▶ **SUPPLIED MATERIAL**
━━━

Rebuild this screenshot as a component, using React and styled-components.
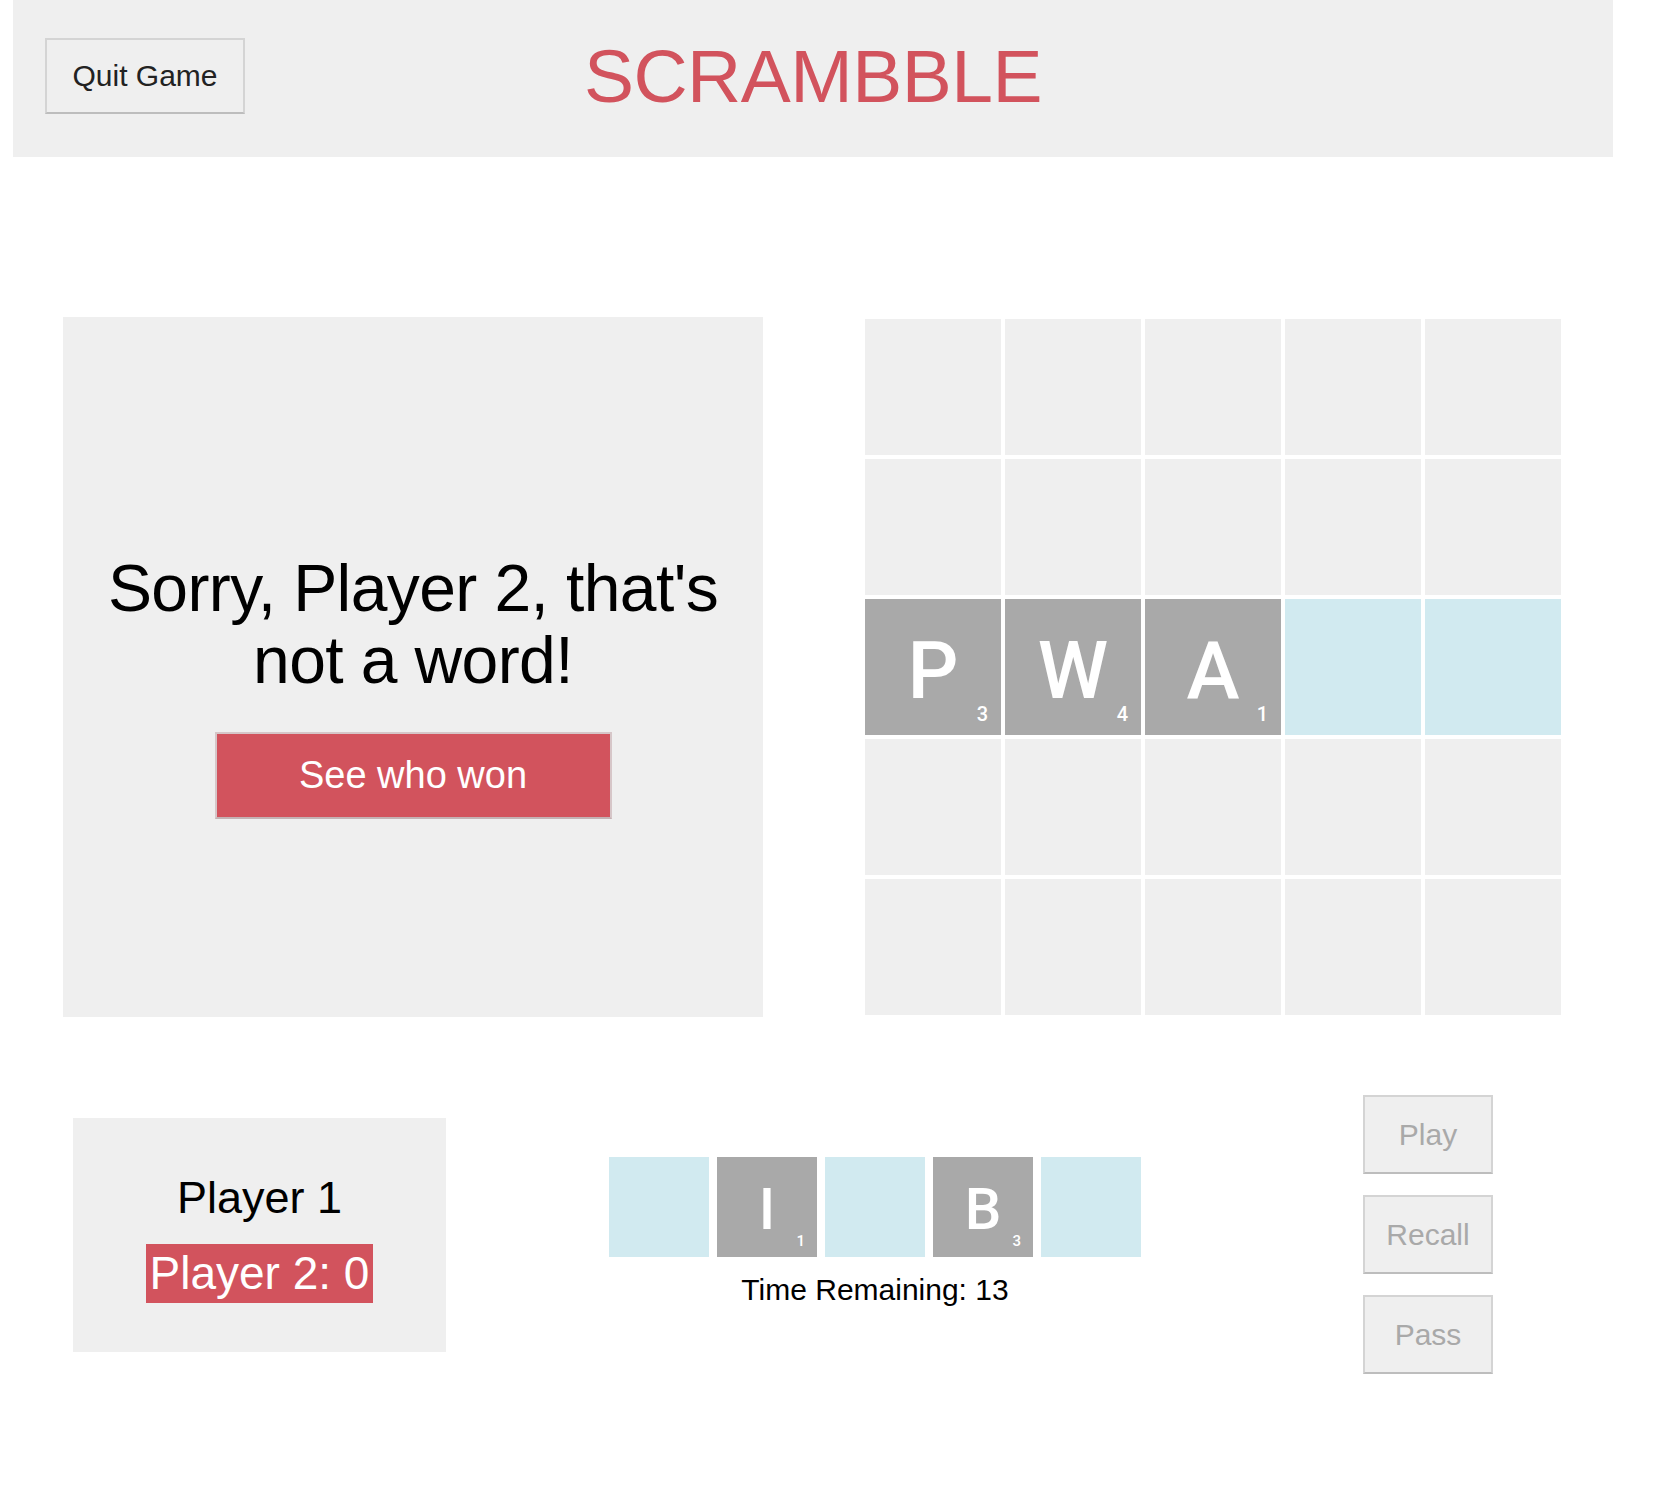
import React from "react";
import styled, { createGlobalStyle } from "styled-components";

const RED = "#d2535d";
const PANEL = "#efefef";
const TILE = "#a9a9a9";
const SLOT = "#d1eaf0";

const GlobalStyle = createGlobalStyle`
  html, body { margin: 0; padding: 0; background: #fff; }
  body { font-family: "Liberation Sans", Arial, Helvetica, sans-serif; color: #000; }
  * { box-sizing: border-box; }
`;

const Page = styled.div`
  width: 1600px;
  margin-left: 13px;
  padding-bottom: 120px;
`;

const Header = styled.header`
  height: 157px;
  background: ${PANEL};
  display: grid;
  grid-template-columns: 1fr auto 1fr;
  align-items: center;
  padding: 0 32px 5px;
`;

const GreyButton = styled.button`
  width: ${(p) => p.$w}px;
  height: ${(p) => p.$h}px;
  background: ${PANEL};
  border: 2px solid #d4d4d4;
  border-bottom-color: #bdbdbd;
  font-family: "Liberation Sans", Arial, sans-serif;
  font-size: 30px;
  color: ${(p) => (p.$muted ? "#a9a9a9" : "#222")};
  padding: 0;
  cursor: pointer;
  justify-self: start;
`;

const Title = styled.h1`
  margin: 0;
  font-size: 75px;
  font-weight: 400;
  line-height: 1;
  color: ${RED};
  letter-spacing: -0.5px;
`;

const Main = styled.main`
  display: flex;
  justify-content: space-between;
  padding: 160px 50px 0;
`;

const MessagePanel = styled.section`
  width: 700px;
  height: 700px;
  background: ${PANEL};
  display: flex;
  flex-direction: column;
  align-items: center;
  justify-content: center;
  padding: 0 20px;
`;

const Message = styled.h2`
  margin: 36px 0;
  font-size: 66px;
  line-height: 72px;
  font-weight: 400;
  letter-spacing: -0.6px;
  text-align: center;
`;

const RedButton = styled.button`
  width: 397px;
  height: 87px;
  background: ${RED};
  color: #fff;
  border: 2px solid #d6c6c8;
  border-bottom-color: #c4b2b4;
  font-family: "Liberation Sans", Arial, sans-serif;
  font-size: 38px;
  padding: 0;
  cursor: pointer;
`;

const Board = styled.div`
  width: 700px;
  height: 700px;
  display: grid;
  grid-template-columns: repeat(5, 140px);
  grid-template-rows: repeat(5, 140px);
`;

const bgFor = (kind) => (kind === "tile" ? TILE : kind === "slot" ? SLOT : PANEL);

const Cell = styled.div`
  position: relative;
  border: 2px solid #fff;
  background: ${(p) => bgFor(p.$kind)};
  display: flex;
  align-items: center;
  justify-content: center;
`;

const Letter = styled.span`
  color: #fff;
  font-family: Roboto, "Liberation Sans", Arial, sans-serif;
  font-size: ${(p) => p.$size}px;
  font-weight: 500;
  line-height: 1;
  padding-top: ${(p) => p.$pad}px;
`;

const Score = styled.span`
  position: absolute;
  right: ${(p) => p.$right}px;
  bottom: ${(p) => p.$bottom}px;
  color: #fff;
  font-family: Roboto, "Liberation Sans", Arial, sans-serif;
  font-size: ${(p) => p.$size}px;
  font-weight: 500;
  line-height: 1;
`;

const BottomRow = styled.div`
  display: flex;
  align-items: center;
  padding: 78px 0 0 60px;
`;

const PlayerBox = styled.div`
  width: 373px;
  height: 234px;
  background: ${PANEL};
  margin-right: 163px;
  display: flex;
  flex-direction: column;
  align-items: center;
  justify-content: center;
  gap: 18px;
  padding-top: 3px;
  font-size: 45px;
`;

const PlayerName = styled.div`
  line-height: 56px;
`;

const ActiveScore = styled.span`
  display: inline-block;
  background: ${RED};
  color: #fff;
  line-height: 59px;
  padding: 0 4px;
  font-size: 46px;
`;

const RackArea = styled.div`
  display: flex;
  flex-direction: column;
  align-items: center;
  gap: 16px;
  padding-bottom: 5px;
  margin-right: 222px;
`;

const Rack = styled.div`
  display: flex;
  gap: 8px;
`;

const RackTile = styled.div`
  position: relative;
  width: 100px;
  height: 100px;
  background: ${(p) => bgFor(p.$kind)};
  display: flex;
  align-items: center;
  justify-content: center;
`;

const Timer = styled.div`
  font-size: 30px;
  line-height: 34px;
`;

const Controls = styled.div`
  display: flex;
  flex-direction: column;
  gap: 21px;
`;

const board = [
  [null, null, null, null, null],
  [null, null, null, null, null],
  [
    { l: "P", s: 3 },
    { l: "W", s: 4 },
    { l: "A", s: 1 },
    "slot",
    "slot",
  ],
  [null, null, null, null, null],
  [null, null, null, null, null],
];

const rack = ["slot", { l: "I", s: 1 }, "slot", { l: "B", s: 3 }, "slot"];

export default function App() {
  return (
    <>
      <GlobalStyle />
      <Page>
        <Header>
          <GreyButton $w={200} $h={76}>Quit Game</GreyButton>
          <Title>SCRAMBBLE</Title>
          <div />
        </Header>

        <Main>
          <MessagePanel>
            <Message>Sorry, Player 2, that's not a word!</Message>
            <RedButton>See who won</RedButton>
          </MessagePanel>

          <Board>
            {board.flatMap((row, r) =>
              row.map((c, i) => {
                if (c && typeof c === "object") {
                  return (
                    <Cell key={`${r}-${i}`} $kind="tile">
                      <Letter $size={80} $pad={8}>{c.l}</Letter>
                      <Score $size={20} $right={13} $bottom={11}>{c.s}</Score>
                    </Cell>
                  );
                }
                return <Cell key={`${r}-${i}`} $kind={c === "slot" ? "slot" : "empty"} />;
              })
            )}
          </Board>
        </Main>

        <BottomRow>
          <PlayerBox>
            <PlayerName>Player 1</PlayerName>
            <ActiveScore>Player 2: 0</ActiveScore>
          </PlayerBox>

          <RackArea>
            <Rack>
              {rack.map((t, i) =>
                typeof t === "object" ? (
                  <RackTile key={i} $kind="tile">
                    <Letter $size={58} $pad={4}>{t.l}</Letter>
                    <Score $size={15} $right={12} $bottom={8}>{t.s}</Score>
                  </RackTile>
                ) : (
                  <RackTile key={i} $kind="slot" />
                )
              )}
            </Rack>
            <Timer>Time Remaining: 13</Timer>
          </RackArea>

          <Controls>
            <GreyButton $w={130} $h={79} $muted>Play</GreyButton>
            <GreyButton $w={130} $h={79} $muted>Recall</GreyButton>
            <GreyButton $w={130} $h={79} $muted>Pass</GreyButton>
          </Controls>
        </BottomRow>
      </Page>
    </>
  );
}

━━━

▶ **PROBLEM DETAILS**
Report each line of the material above where the word "React" appears.

▶ **TASK OUTPUT**
Rebuild this screenshot as a component, using React and styled-components.
import React from "react";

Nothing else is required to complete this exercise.